The Result: Engaged Readers and Tangible Growth
When you consistently deliver value-packed information, several measurable results follow:
- Increased Engagement Metrics: We’re talking longer time on page, lower bounce rates, and higher click-through rates to related content or calls to action. For the client I mentioned earlier with the generic blog, after we revamped their strategy to focus on specific, actionable problem-solving, their average time on page for new content jumped by over 60% within six months.
- Higher Conversion Rates: Whether it’s newsletter sign-ups, lead magnet downloads, or direct sales, content that genuinely helps converts better. Why? Because you’ve already demonstrated your expertise and built trust. A recent IAB report highlighted that brands providing perceived value are 3x more likely to convert customers.
- Improved SEO Performance: Google’s algorithms (and frankly, its users) are increasingly sophisticated. Content that provides genuine value, keeps users engaged, and earns backlinks naturally will rank higher. We saw a 150% increase in organic search traffic for our e-commerce client’s “how-to” guides compared to their previous “what is” articles.
- Stronger Brand Authority and Trust: When you solve problems, you become a trusted resource. People will actively seek out your content and recommend it to others. This is the holy grail of content marketing – becoming an indispensable part of your audience’s journey.
- Reduced Customer Support Inquiries: Believe it or not, well-crafted, problem-solving content can proactively answer common questions, reducing the load on your customer support team. It’s an often-overlooked but significant ROI.
The shift from merely “informing” to “empowering” is profound. It transforms your content from a cost center into a powerful growth engine, fostering a loyal audience that views you not just as a provider, but as a partner in their success. Our agency, for instance, has built its entire reputation on this principle, attracting clients who are tired of superficial advice and genuinely want to see their numbers improve. And that, I believe, is the only sustainable path forward in the increasingly crowded digital space.
In essence, stop guessing what your audience wants. Ask them. Then, give them precise, actionable solutions that directly address their biggest challenges, and clearly show them the measurable results they can expect. This isn’t just good marketing; it’s good business. For more insights on achieving this, explore our guide on Marketing Insights: Why Experts Win in 2026.
How do I identify my audience’s “measurable problems”?
Go beyond general pain points. Instead of “they need more traffic,” dig deeper: “they need to increase organic traffic by 25% to their product pages, specifically for users searching for ‘sustainable packaging solutions,’ within the next quarter without increasing their ad spend.” This level of specificity comes from direct interviews, sales feedback, and analyzing forum discussions where people articulate their struggles and desired outcomes.
What if my industry is highly technical? How can I still provide “actionable” content?
Technical industries often benefit the most from actionable content. Break down complex processes into step-by-step guides, complete with screenshots, code snippets, or configuration examples. Offer downloadable templates for common tasks, or provide decision trees to navigate complex choices. For example, if you’re in B2B software, a guide on “Implementing API X with CRM Y: A 7-Step Integration Workflow” is far more valuable than a generic “Benefits of API Integration” article.

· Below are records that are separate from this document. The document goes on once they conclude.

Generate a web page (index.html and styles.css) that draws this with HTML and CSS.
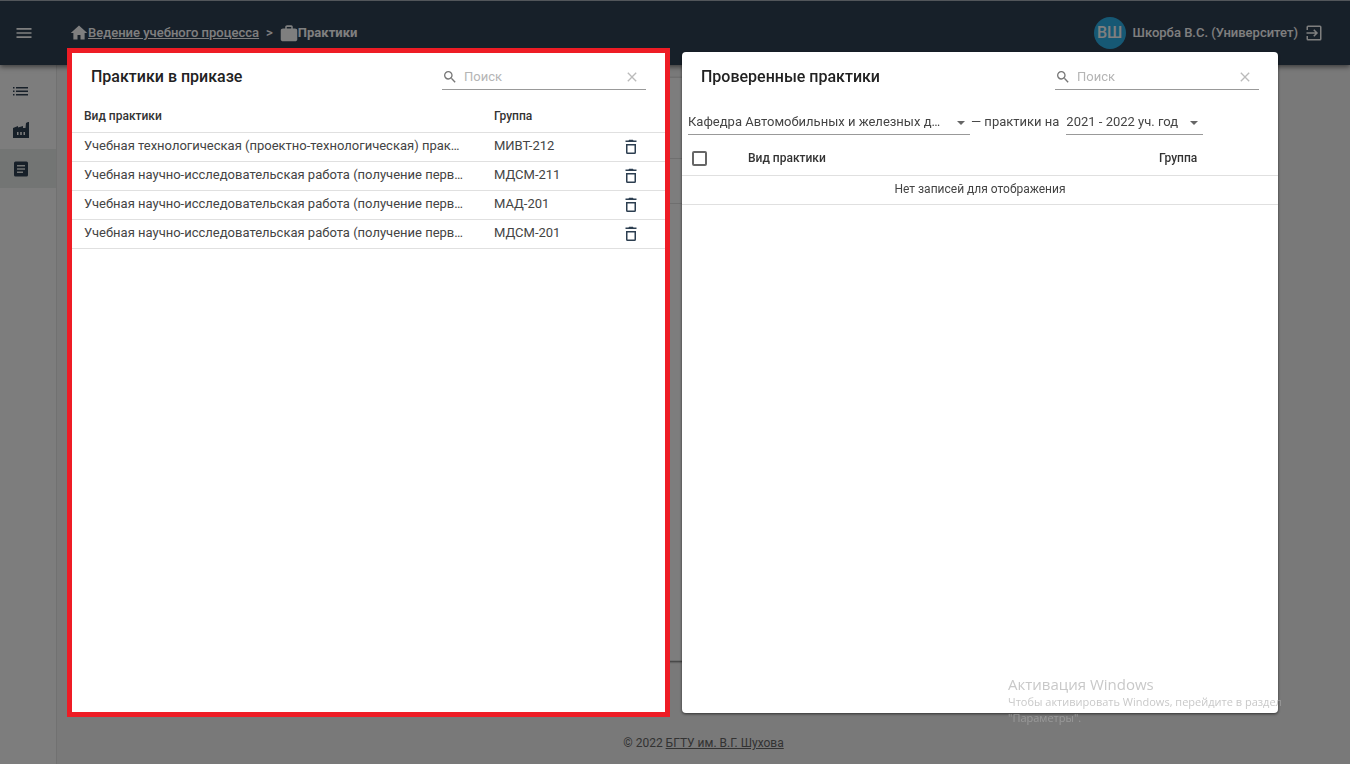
FILE: index.html
```html
<!DOCTYPE html>
<html lang="ru">
<head>
<meta charset="utf-8">
<title>Практики</title>
<link rel="stylesheet" href="styles.css">
</head>
<body>
<svg class="defs" aria-hidden="true">
  <symbol id="trash" viewBox="0 0 16 16"><path d="M3 5h10v8.500a1.500 1.500 0 0 1-1.500 1.500h-7A1.500 1.500 0 0 1 3 13.500zM4.500 6.500v7h7v-7zM5.500 1.500l.6-.7h3.800l.6.7H13.500V3h-11V1.500z" fill="currentColor" fill-rule="evenodd"/></symbol>
  <symbol id="search" viewBox="0 0 24 24"><path d="M15.500 14h-.79l-.28-.27A6.470 6.470 0 0 0 16 9.500 6.500 6.500 0 1 0 9.500 16c1.610 0 3.090-.59 4.230-1.570l.27.28v.79l5 4.990L20.490 19l-4.990-5zm-6 0C7.010 14 5 11.990 5 9.500S7.010 5 9.500 5 14 7.010 14 9.500 11.990 14 9.500 14z" fill="currentColor"/></symbol>
  <symbol id="clear" viewBox="0 0 24 24"><path d="M19 6.410 17.590 5 12 10.590 6.410 5 5 6.410 10.590 12 5 17.590 6.410 19 12 13.410 17.590 19 19 17.590 13.410 12z" fill="currentColor"/></symbol>
  <symbol id="arrow" viewBox="0 0 10 5"><path d="M0 0h10L5 5z" fill="currentColor"/></symbol>
</svg>
<div class="app">
  <header class="topbar">
    <button class="icon-btn menu-btn" aria-label="Меню"><svg class="ic20" viewBox="0 0 24 24"><path d="M3 18h18v-2H3v2zm0-5h18v-2H3v2zm0-7v2h18V6H3z" fill="currentColor"/></svg></button>
    <nav class="crumbs">
      <svg class="ic18" viewBox="0 0 24 24"><path d="M10 20.500v-6h4v6h5.500V12H23L12 2 1 12h3.500v8.500z" fill="currentColor"/></svg>
      <a href="#">Ведение учебного процесса</a>
      <span class="sep">&gt;</span>
      <svg class="ic18" viewBox="0 0 24 24"><path d="M20 6h-3V4c0-1.500-.7-2.500-2-2.500H9.500C8 1.500 7 2.500 7 4v2H4C2.500 6 1 7 1 8.500v12C1 22 2.500 23 4 23h16c1.700 0 3-1 3-2.500v-12C23 7 21.700 6 20 6zM15 6H9V4h6v2z" fill="currentColor"/></svg>
      <strong>Практики</strong>
    </nav>
    <div class="user">
      <span class="avatar">ВШ</span>
      <span class="user-name">Шкорба В.С. (Университет)</span>
      <button class="icon-btn" aria-label="Выход"><svg class="ic18" viewBox="0 0 24 24"><path d="M11 15.600 12.400 17l5-5-5-5L11 8.400l2.600 2.600H2v2h11.600L11 15.600zM20 2H4a2 2 0 0 0-2 2v4h2V4h16v16H4v-4H2v4a2 2 0 0 0 2 2h16a2 2 0 0 0 2-2V4a2 2 0 0 0-2-2z" fill="currentColor"/></svg></button>
    </div>
  </header>
  <div class="body">
    <nav class="side">
      <a href="#" aria-label="Список"><svg class="ic16" viewBox="0 0 16 16"><path d="M0 4h1.500v1.500H0zM0 7.500h1.500V9H0zM0 11h1.500v1.500H0zM3 4h12v1.500H3zM3 7.500h12V9H3zM3 11h12v1.500H3z" fill="currentColor"/></svg></a>
      <a href="#" aria-label="Предприятия"><svg class="ic16" viewBox="0 0 16 16"><path d="M0 16V6l5-2v1.500L10 4v2h2.500L13 1l2-1h1v16zM4 10v3h1.500v-3zm3.200 0v3h1.600v-3zm3.300 0v3H12v-3z" fill="currentColor" fill-rule="evenodd"/></svg></a>
      <a href="#" class="active" aria-label="Практики"><svg class="ic16" viewBox="0 0 16 16"><path d="M2.500.5h11A1.500 1.500 0 0 1 15 2v12a1.500 1.500 0 0 1-1.500 1.500h-11A1.500 1.500 0 0 1 1 14V2A1.500 1.500 0 0 1 2.500.5zM4 4v1.500h8V4zm0 3.200v1.600h8V7.200zm0 3.300V12h6v-1.500z" fill="currentColor" fill-rule="evenodd"/></svg></a>
    </nav>
    <main class="content">
      <div class="card"><div class="card-head"></div><div class="card-row"></div></div>
      <footer>© 2022 <a href="#">БГТУ им. В.Г. Шухова</a></footer>
    </main>
  </div>
</div>
<div class="overlay">
  <section class="panel marked">
    <div class="panel-head">
      <h2>Практики в приказе</h2>
      <div class="search">
        <svg class="ic16"><use href="#search"/></svg>
        <input type="text" placeholder="Поиск" aria-label="Поиск в приказе">
        <button class="icon-btn" aria-label="Очистить"><svg class="ic16"><use href="#clear"/></svg></button>
      </div>
    </div>
    <table class="orders">
      <colgroup><col><col class="c-group"><col class="c-act"></colgroup>
      <thead><tr><th>Вид практики</th><th>Группа</th><th></th></tr></thead>
      <tbody>
        <tr><td>Учебная технологическая (проектно-технологическая) прак…</td><td>МИВТ-212</td><td><button class="icon-btn" aria-label="Удалить"><svg class="ic16"><use href="#trash"/></svg></button></td></tr>
        <tr><td>Учебная научно-исследовательская работа (получение перв…</td><td>МДСМ-211</td><td><button class="icon-btn" aria-label="Удалить"><svg class="ic16"><use href="#trash"/></svg></button></td></tr>
        <tr><td>Учебная научно-исследовательская работа (получение перв…</td><td>МАД-201</td><td><button class="icon-btn" aria-label="Удалить"><svg class="ic16"><use href="#trash"/></svg></button></td></tr>
        <tr><td>Учебная научно-исследовательская работа (получение перв…</td><td>МДСМ-201</td><td><button class="icon-btn" aria-label="Удалить"><svg class="ic16"><use href="#trash"/></svg></button></td></tr>
      </tbody>
    </table>
  </section>
  <section class="panel checked">
    <div class="panel-head">
      <h2>Проверенные практики</h2>
      <div class="search">
        <svg class="ic16"><use href="#search"/></svg>
        <input type="text" placeholder="Поиск" aria-label="Поиск в проверенных">
        <button class="icon-btn" aria-label="Очистить"><svg class="ic16"><use href="#clear"/></svg></button>
      </div>
    </div>
    <div class="filters">
      <span class="pick pick-dept"><select aria-label="Кафедра"><option>Кафедра Автомобильных и железных д…</option></select><svg><use href="#arrow"/></svg></span>
      <span>— практики на</span>
      <span class="pick pick-year"><select aria-label="Учебный год"><option>2021 - 2022 уч. год</option></select><svg><use href="#arrow"/></svg></span>
    </div>
    <table class="empty">
      <colgroup><col class="c-check"><col><col class="c-last"></colgroup>
      <thead><tr><th><input type="checkbox" aria-label="Выбрать все"></th><th>Вид практики</th><th>Группа</th></tr></thead>
      <tbody><tr><td colspan="3">Нет записей для отображения</td></tr></tbody>
    </table>
  </section>
</div>
<aside class="watermark"><p class="wm-title">Активация Windows</p><p>Чтобы активировать Windows, перейдите в раздел<br>"Параметры".</p></aside>
</body>
</html>
```
FILE: styles.css
```css
* { box-sizing: border-box; }
body { margin: 0; font: 13px/20px Roboto, "Open Sans", sans-serif; color: #444; }
h2, p { margin: 0; }
a { color: inherit; }
.defs { display: none; }
svg { display: block; flex: none; }
.ic16 { width: 16px; height: 16px; }
.ic18 { width: 18px; height: 18px; }
.ic20 { width: 20px; height: 20px; }
.icon-btn { display: flex; padding: 0; border: 0; background: none; color: inherit; }

.app { display: flex; flex-direction: column; min-height: 100vh; background: #f3f3f3; }
.topbar { display: flex; align-items: center; height: 65px; padding: 0 27px 0 14px; border-top: 1px solid #a4acb4; background: #2f4053; color: #fff; font-weight: 500; box-shadow: 0 2px 5px rgba(0,0,0,.5); z-index: 1; }
.crumbs { display: flex; align-items: center; margin-left: 36px; }
.sep { margin: 0 7px; }
.crumbs strong { font-weight: 700; }
.user { display: flex; align-items: center; margin-left: auto; gap: 7px; }
.avatar { width: 32px; height: 32px; border-radius: 50%; background: #2cb0e8; font-size: 16px; line-height: 32px; text-align: center; }
.body { display: flex; flex: 1; }
.side { width: 57px; padding-top: 6px; border-right: 1px solid #e2e2e2; background: #fafafa; color: #2f4053; }
.side a { display: flex; align-items: center; height: 39px; padding-left: 13px; }
.side .active { background: #e6eae9; }
.content { display: flex; flex: 1; flex-direction: column; padding: 12px 15px 0; }
.card { flex: 1; margin-right: 80px; background: #fafafa; border: 1px solid #dedede; box-shadow: 0 1px 2px #666; }
.card-head { height: 81px; border-bottom: 1px solid #dedede; }
.card-row { height: 45px; border-bottom: 1px solid #dedede; }
footer { padding: 72px 0 11px; font-size: 12px; text-align: center; color: #666; }

.overlay { position: fixed; inset: 0; display: grid; grid-template-columns: 603fr 596fr; gap: 12px; padding: 48px 72px 47px 67px; background: rgba(0,0,0,.5); z-index: 2; }
.panel { min-width: 0; background: #fff; }
.marked { border: 5px solid #ee1c25; }
.checked { margin: 4px 0; border-radius: 4px; box-shadow: 0 1px 3px rgba(0,0,0,.6); }
.panel-head { display: flex; align-items: center; justify-content: space-between; height: 48px; padding: 0 19px; }
.checked .panel-head { height: 50px; }
h2 { font-size: 16px; font-weight: 500; color: #222; }
.search { display: flex; align-items: center; width: 204px; height: 26px; border-bottom: 1px solid #999; color: #777; }
.search input { flex: 1; min-width: 0; margin-left: 6px; padding: 0; border: 0; outline: 0; background: none; font: inherit; }
.search input::placeholder { color: #b5b5b5; }
.search .icon-btn { margin-right: 6px; color: #bbb; }
table { width: 100%; border-collapse: collapse; table-layout: fixed; }
th, td { height: 29px; padding: 0 0 2px 12px; border-bottom: 1px solid #e0e0e0; text-align: left; white-space: nowrap; overflow: hidden; }
th { height: 31px; padding-bottom: 0; font-size: 12px; font-weight: 500; color: #333; }
.orders td:last-child { padding: 0; color: #2c3e50; }
.c-group { width: 141px; }
.c-act { width: 42px; }
.filters { display: flex; align-items: center; height: 40px; padding-left: 6px; }
.pick { position: relative; height: 26px; border-bottom: 1px solid #999; }
.pick svg { position: absolute; right: 5px; top: 12px; width: 8px; height: 4px; color: #666; pointer-events: none; }
.pick select { appearance: none; width: 100%; height: 25px; padding: 0; border: 0; background: none; font: inherit; color: inherit; }
.pick-dept { width: 282px; margin-right: 1px; }
.pick-year { width: 137px; margin-left: 7px; }
.c-check { width: 54px; }
.c-last { width: 131px; }
.empty th { height: 33px; }
.empty th:first-child { padding-left: 10px; }
.empty input { display: block; appearance: none; width: 15px; height: 15px; margin: 0; border: 2px solid #666; border-radius: 2px; }
.empty td { padding-left: 0; font-size: 12px; text-align: center; }
.watermark { position: fixed; right: 42px; bottom: 38px; width: 300px; font: 11px/16px "Open Sans", sans-serif; color: rgba(170,170,170,.65); z-index: 3; }
.wm-title { font-size: 15px; line-height: 20px; }
```
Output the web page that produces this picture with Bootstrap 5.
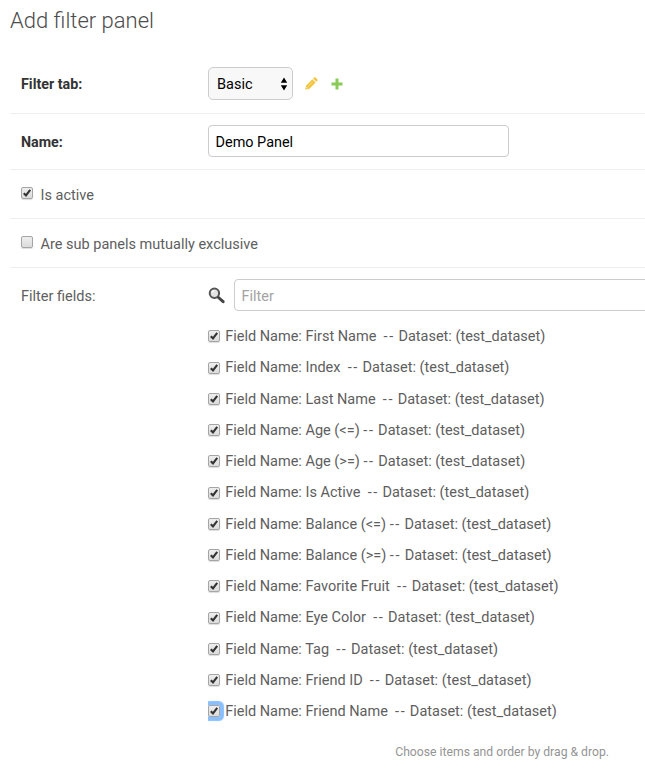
<!DOCTYPE html>
<html lang="en">
<head>
<meta charset="utf-8">
<meta name="viewport" content="width=device-width, initial-scale=1">
<title>Add filter panel</title>
<link href="https://cdn.jsdelivr.net/npm/bootstrap@5.3.0/dist/css/bootstrap.min.css" rel="stylesheet">
<style>
body { font-family: Roboto, "Liberation Sans", sans-serif; font-size: 14.5px; line-height: 20px; color: #5e5e5e; background: #fff; }
.page { padding-left: 10px; height: 770px; }
.page-title { font-size: 22px; line-height: 26px; font-weight: 300; color: #4c4c4c; padding-top: 8px; margin: 0; height: 56px; }
.form-row { border-bottom: 1px solid #eee; padding-left: 11px; }
.row-tab { height: 58px; padding-top: 11px; }
.row-name { height: 56px; padding-top: 11px; }
.row-check { height: 49px; padding-top: 16px; }
.field-label { flex: none; width: 187px; line-height: 36px; }
.required { font-weight: 700; color: #333; font-size: 14.3px; line-height: 34px; }
.field-input { height: 32px; border: 1px solid #ccc; border-radius: 4px; padding: 3px 6.500px 0; color: #000; font-size: 14.45px; }
.field-input::placeholder { color: #a3a3a3; opacity: 1; }
.name-input { width: 301px; }
.filter-input { flex: 0 0 430px; margin-left: 9px; }
.tab-select { width: 85px; height: 33px; border: 1px solid #ccc; border-radius: 5px; background: #f8f8f8; color: #000; padding: 0 4px 0 8px; margin-right: 12px; }
.tab-select span { padding-top: 2px; }
.plus-icon { margin-left: 12px; }
.tick-box { appearance: none; flex: none; width: 12px; height: 12px; margin: 0; border: 1px solid #a5a5a5; border-radius: 2px; background: linear-gradient(#eee, #dcdcdc); box-shadow: 0 1px 1px #ddd; }
.tick-box:checked { background: url("data:image/svg+xml,%3Csvg xmlns='http://www.w3.org/2000/svg' viewBox='0 0 10 10'%3E%3Cpath d='M1.8 5.2 4 7.5 8.2 1.9' fill='none' stroke='%23333' stroke-width='2.1'/%3E%3C/svg%3E") center/10px 10px no-repeat, linear-gradient(#eee, #dcdcdc); }
.row-check .tick-box { margin: 1px 7.5px 0 0; }
.fields-row { padding: 11px 0 0 11px; }
.field-list { padding-top: 9px; }
.field-list li { height: 31.25px; padding-top: 7.1px; white-space: pre; }
.field-list .tick-box { margin: 3.2px 5.2px 0 0; }
.field-list i { font-style: normal; letter-spacing: 1.6px; }
.field-list .focus-box { clip-path: inset(-5px -5px -5px 0); box-shadow: 0 0 1px 3.5px #8abfff; }
.help { font-size: 12.2px; color: #949494; width: 599px; margin-top: 15.5px; }
</style>
<script src="https://cdn.jsdelivr.net/npm/bootstrap@5.3.0/dist/js/bootstrap.bundle.min.js"></script>
</head>
<body>
<main class="page overflow-hidden">
  <h1 class="page-title">Add filter panel</h1>
  <form>
    <div class="form-row row-tab d-flex align-items-start">
      <label class="field-label required">Filter tab:</label>
      <div class="d-flex align-items-center">
        <div class="tab-select d-flex align-items-center justify-content-between" role="combobox" tabindex="0">
          <span>Basic</span>
          <svg width="8" height="14" viewBox="0 0 8 14"><path d="M4 .5 7.200 5.800H.800ZM4 13.500 .800 8.200H7.200Z" fill="#000"/></svg>
        </div>
        <svg width="13" height="13" viewBox="0 0 13 13"><path d="M.3 12.500 1 8.700 7.300 2.300l3.300 3.300L4.200 12ZM8.100 1.600 9.200.600q.7-.6 1.400 0l1.700 1.700q.7.7 0 1.400l-1.100 1.100Z" fill="#f2c43d"/><path d="M3.200 9.300 7.500 5" stroke="#fff" stroke-opacity=".7" stroke-width=".6"/><path d="m1.600 10.300 1.100 1.100" stroke="#fff" stroke-width="1"/></svg>
        <svg class="plus-icon" width="14" height="12" viewBox="0 0 14 12"><path d="M5.500.5h3v4h4v3h-4v4h-3v-4h-4v-3h4Z" fill="#88cb56"/></svg>
      </div>
    </div>
    <div class="form-row row-name d-flex align-items-start">
      <label class="field-label required" for="name">Name:</label>
      <input class="field-input name-input" id="name" type="text" value="Demo Panel">
    </div>
    <div class="form-row row-check d-flex align-items-start">
      <input class="tick-box" id="active" type="checkbox" checked><label for="active">Is active</label>
    </div>
    <div class="form-row row-check d-flex align-items-start">
      <input class="tick-box" id="exclusive" type="checkbox"><label for="exclusive">Are sub panels mutually exclusive</label>
    </div>
    <div class="d-flex align-items-start fields-row">
      <span class="field-label">Filter fields:</span>
      <div>
        <div class="d-flex align-items-center">
          <svg class="flex-shrink-0" width="17" height="17" viewBox="0 0 17 17"><circle cx="6.4" cy="6.2" r="4.7" fill="#e4e4e4" stroke="#555" stroke-width="2"/><path d="M4 5.5Q4.700 3.700 6.500 3.600" stroke="#fff" stroke-width="1.300" fill="none"/><path d="m10.500 10.500 4.600 4.200" stroke="#444" stroke-width="3" stroke-linecap="round"/></svg>
          <input class="field-input filter-input" type="text" placeholder="Filter">
        </div>
        <ul class="list-unstyled m-0 field-list">
          <li class="d-flex"><input class="tick-box" type="checkbox" checked><label>Field Name: First Name  <i>--</i> Dataset: (test_dataset)</label></li>
          <li class="d-flex"><input class="tick-box" type="checkbox" checked><label>Field Name: Index  <i>--</i> Dataset: (test_dataset)</label></li>
          <li class="d-flex"><input class="tick-box" type="checkbox" checked><label>Field Name: Last Name  <i>--</i> Dataset: (test_dataset)</label></li>
          <li class="d-flex"><input class="tick-box" type="checkbox" checked><label>Field Name: Age (&lt;=) <i>--</i> Dataset: (test_dataset)</label></li>
          <li class="d-flex"><input class="tick-box" type="checkbox" checked><label>Field Name: Age (&gt;=) <i>--</i> Dataset: (test_dataset)</label></li>
          <li class="d-flex"><input class="tick-box" type="checkbox" checked><label>Field Name: Is Active  <i>--</i> Dataset: (test_dataset)</label></li>
          <li class="d-flex"><input class="tick-box" type="checkbox" checked><label>Field Name: Balance (&lt;=) <i>--</i> Dataset: (test_dataset)</label></li>
          <li class="d-flex"><input class="tick-box" type="checkbox" checked><label>Field Name: Balance (&gt;=) <i>--</i> Dataset: (test_dataset)</label></li>
          <li class="d-flex"><input class="tick-box" type="checkbox" checked><label>Field Name: Favorite Fruit  <i>--</i> Dataset: (test_dataset)</label></li>
          <li class="d-flex"><input class="tick-box" type="checkbox" checked><label>Field Name: Eye Color  <i>--</i> Dataset: (test_dataset)</label></li>
          <li class="d-flex"><input class="tick-box" type="checkbox" checked><label>Field Name: Tag  <i>--</i> Dataset: (test_dataset)</label></li>
          <li class="d-flex"><input class="tick-box" type="checkbox" checked><label>Field Name: Friend ID  <i>--</i> Dataset: (test_dataset)</label></li>
          <li class="d-flex"><input class="tick-box focus-box" type="checkbox" checked><label>Field Name: Friend Name  <i>--</i> Dataset: (test_dataset)</label></li>
        </ul>
      </div>
    </div>
    <p class="help text-end mb-0">Choose items and order by drag &amp; drop.</p>
  </form>
</main>
</body>
</html>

How can I measure the “measurable growth” my readers achieve from my content?
While you can’t directly track individual reader growth, you can infer it through engagement metrics and feedback. Monitor time on page, bounce rate, and conversion rates on content pages. Implement post-content surveys asking if the information helped them achieve a specific goal. Track the performance of internal links to product pages or lead magnets. Ultimately, if your overall website traffic, lead generation, and sales increase, it’s a strong indicator your content is resonating and providing value.
Is it okay to give away too much information for free? Won’t that hurt sales?
This is a common fear, but the opposite is true. Providing value-packed information freely establishes your authority and builds trust. Most people won’t implement every complex solution themselves; they’ll remember who provided the clear, helpful guidance when they’re ready to hire an expert or purchase a solution. It’s a long-term play that positions you as the go-to resource, making sales easier when the time comes. Think of it as demonstrating your capabilities upfront.
How often should I update my value-packed content?
Value-packed content, by its nature, often has a longer shelf life. However, I recommend a comprehensive review at least annually, or whenever there are significant industry changes, platform updates (e.g., Google Ads interface changes), or shifts in your audience’s primary challenges. Minor updates can be done quarterly. The goal is to ensure the information remains accurate, relevant, and continues to deliver measurable results for your readers in the current market.